--- Begin RECORDED DATA ---
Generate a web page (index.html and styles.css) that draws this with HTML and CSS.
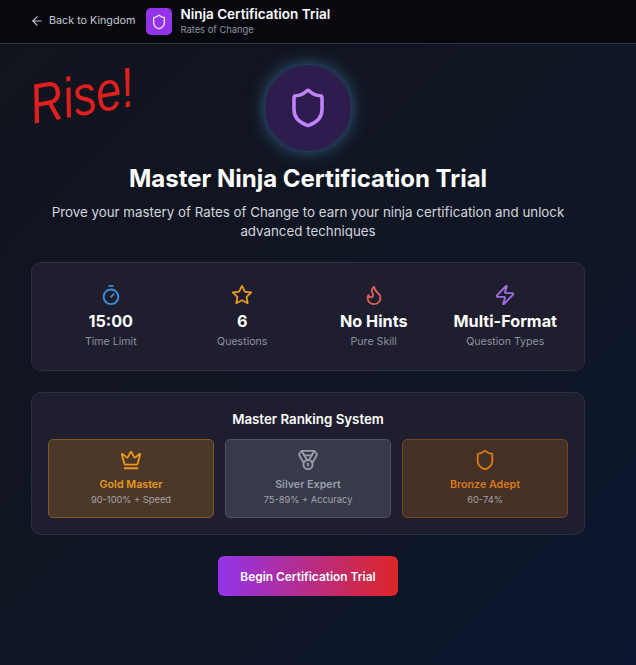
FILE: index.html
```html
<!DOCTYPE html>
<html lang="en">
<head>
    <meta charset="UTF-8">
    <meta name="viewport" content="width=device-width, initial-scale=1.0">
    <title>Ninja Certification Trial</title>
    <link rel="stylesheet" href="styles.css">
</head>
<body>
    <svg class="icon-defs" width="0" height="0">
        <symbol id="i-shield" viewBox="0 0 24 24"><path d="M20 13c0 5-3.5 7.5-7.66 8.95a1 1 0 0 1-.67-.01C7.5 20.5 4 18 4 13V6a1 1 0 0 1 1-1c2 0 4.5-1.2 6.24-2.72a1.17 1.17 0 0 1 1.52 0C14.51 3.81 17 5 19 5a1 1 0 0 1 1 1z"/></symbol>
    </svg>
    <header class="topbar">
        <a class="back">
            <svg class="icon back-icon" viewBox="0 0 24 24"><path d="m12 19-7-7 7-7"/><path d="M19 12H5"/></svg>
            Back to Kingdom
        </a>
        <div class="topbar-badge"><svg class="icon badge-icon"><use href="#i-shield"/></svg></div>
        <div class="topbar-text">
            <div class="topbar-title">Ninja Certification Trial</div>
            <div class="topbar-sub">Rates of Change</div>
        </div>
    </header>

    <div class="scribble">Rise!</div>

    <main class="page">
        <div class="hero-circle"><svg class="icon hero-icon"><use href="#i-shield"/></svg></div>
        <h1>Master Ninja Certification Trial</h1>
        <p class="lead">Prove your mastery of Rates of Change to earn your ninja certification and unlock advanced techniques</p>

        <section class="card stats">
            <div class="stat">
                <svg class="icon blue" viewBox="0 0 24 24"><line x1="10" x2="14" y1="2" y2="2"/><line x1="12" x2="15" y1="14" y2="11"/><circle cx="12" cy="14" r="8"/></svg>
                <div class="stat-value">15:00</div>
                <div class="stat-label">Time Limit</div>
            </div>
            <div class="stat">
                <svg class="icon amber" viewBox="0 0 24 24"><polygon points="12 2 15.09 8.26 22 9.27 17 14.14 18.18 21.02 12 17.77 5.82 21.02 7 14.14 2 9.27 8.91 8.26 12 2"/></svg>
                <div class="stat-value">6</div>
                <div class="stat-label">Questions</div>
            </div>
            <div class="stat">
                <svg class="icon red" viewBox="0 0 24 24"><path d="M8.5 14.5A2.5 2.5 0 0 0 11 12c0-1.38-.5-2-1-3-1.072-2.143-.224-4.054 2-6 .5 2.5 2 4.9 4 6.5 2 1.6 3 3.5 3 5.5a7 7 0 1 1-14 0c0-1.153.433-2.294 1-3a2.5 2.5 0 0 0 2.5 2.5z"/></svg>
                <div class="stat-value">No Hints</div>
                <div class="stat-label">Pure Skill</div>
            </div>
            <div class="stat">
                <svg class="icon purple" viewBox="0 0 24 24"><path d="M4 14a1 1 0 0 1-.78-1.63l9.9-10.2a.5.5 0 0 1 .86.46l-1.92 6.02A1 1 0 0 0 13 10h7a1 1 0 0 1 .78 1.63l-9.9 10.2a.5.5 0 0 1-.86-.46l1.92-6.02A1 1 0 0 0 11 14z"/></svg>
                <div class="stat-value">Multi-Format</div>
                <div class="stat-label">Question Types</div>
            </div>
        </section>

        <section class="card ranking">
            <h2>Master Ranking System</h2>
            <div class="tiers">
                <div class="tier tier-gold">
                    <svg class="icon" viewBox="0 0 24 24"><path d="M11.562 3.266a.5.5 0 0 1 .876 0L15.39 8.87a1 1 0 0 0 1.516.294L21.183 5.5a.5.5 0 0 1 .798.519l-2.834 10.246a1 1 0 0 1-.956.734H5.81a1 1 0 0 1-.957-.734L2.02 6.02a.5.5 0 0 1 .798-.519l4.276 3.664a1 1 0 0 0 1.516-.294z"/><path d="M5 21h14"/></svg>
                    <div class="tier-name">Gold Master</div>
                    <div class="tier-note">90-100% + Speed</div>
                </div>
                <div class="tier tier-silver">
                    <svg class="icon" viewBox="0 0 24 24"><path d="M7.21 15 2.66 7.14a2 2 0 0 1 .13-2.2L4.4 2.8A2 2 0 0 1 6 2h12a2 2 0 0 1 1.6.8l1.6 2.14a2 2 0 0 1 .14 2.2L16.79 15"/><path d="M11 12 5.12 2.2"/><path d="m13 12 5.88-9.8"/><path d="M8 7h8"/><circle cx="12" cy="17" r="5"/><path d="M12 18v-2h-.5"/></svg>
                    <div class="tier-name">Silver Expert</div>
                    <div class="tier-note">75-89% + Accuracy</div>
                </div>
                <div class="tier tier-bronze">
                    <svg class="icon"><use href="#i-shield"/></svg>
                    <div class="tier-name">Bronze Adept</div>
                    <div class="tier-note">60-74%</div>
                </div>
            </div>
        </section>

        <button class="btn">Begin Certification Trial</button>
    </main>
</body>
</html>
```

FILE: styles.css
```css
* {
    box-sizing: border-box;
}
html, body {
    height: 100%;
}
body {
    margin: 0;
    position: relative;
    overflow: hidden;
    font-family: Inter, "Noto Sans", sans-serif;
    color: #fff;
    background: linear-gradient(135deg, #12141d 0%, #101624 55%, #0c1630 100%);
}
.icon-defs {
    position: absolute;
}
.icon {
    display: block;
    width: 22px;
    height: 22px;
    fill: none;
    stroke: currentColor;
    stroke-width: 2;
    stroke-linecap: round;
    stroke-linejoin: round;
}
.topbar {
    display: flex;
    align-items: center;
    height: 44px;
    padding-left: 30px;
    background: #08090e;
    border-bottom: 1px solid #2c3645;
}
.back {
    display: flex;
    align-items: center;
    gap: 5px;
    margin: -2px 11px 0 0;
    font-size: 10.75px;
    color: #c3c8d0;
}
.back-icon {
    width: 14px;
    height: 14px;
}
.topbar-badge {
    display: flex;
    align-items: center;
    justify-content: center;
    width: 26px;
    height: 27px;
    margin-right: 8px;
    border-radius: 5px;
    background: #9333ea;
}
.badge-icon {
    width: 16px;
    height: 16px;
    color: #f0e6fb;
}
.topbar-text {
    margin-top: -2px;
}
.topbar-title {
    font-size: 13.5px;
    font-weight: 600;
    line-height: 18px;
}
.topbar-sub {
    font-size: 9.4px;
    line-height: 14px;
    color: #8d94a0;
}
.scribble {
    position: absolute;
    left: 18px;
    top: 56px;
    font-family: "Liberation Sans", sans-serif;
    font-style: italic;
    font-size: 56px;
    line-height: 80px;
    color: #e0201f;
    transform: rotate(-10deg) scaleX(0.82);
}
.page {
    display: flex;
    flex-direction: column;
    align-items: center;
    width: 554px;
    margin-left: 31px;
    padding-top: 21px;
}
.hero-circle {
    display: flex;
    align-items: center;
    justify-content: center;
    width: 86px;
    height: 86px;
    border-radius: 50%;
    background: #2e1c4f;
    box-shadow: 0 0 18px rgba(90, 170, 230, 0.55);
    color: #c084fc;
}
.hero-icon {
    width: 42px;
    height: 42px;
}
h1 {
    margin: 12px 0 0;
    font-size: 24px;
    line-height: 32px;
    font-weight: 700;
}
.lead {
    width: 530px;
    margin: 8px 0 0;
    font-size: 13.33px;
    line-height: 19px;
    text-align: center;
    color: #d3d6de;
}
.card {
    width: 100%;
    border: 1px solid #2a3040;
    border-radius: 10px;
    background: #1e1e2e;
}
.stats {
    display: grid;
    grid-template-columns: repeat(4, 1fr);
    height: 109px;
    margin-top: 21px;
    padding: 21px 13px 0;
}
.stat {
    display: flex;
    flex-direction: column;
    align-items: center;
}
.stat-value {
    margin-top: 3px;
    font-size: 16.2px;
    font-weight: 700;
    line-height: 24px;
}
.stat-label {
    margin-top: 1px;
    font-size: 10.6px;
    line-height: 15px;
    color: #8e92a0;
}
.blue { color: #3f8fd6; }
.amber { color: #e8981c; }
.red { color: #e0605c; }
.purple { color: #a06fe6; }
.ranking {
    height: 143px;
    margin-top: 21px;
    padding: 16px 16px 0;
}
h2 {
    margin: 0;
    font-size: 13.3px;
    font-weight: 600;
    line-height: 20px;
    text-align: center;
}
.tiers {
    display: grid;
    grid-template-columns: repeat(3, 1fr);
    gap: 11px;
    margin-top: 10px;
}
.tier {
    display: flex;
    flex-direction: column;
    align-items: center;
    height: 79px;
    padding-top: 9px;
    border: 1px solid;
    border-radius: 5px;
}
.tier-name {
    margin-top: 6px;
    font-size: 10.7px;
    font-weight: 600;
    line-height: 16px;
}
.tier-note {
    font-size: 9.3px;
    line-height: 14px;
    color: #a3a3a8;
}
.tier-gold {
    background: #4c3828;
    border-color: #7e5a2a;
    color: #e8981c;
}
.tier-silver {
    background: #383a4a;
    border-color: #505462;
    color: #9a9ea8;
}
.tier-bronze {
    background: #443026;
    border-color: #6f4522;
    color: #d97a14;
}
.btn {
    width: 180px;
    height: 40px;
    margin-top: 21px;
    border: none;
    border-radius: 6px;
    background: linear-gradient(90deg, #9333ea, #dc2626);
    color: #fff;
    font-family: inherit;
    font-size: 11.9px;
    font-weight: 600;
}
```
--- End RECORDED DATA ---
SET PROBLEM
Report how many lines of the listing hold the string "page", giving only the number.

EXERCISE RESULT
3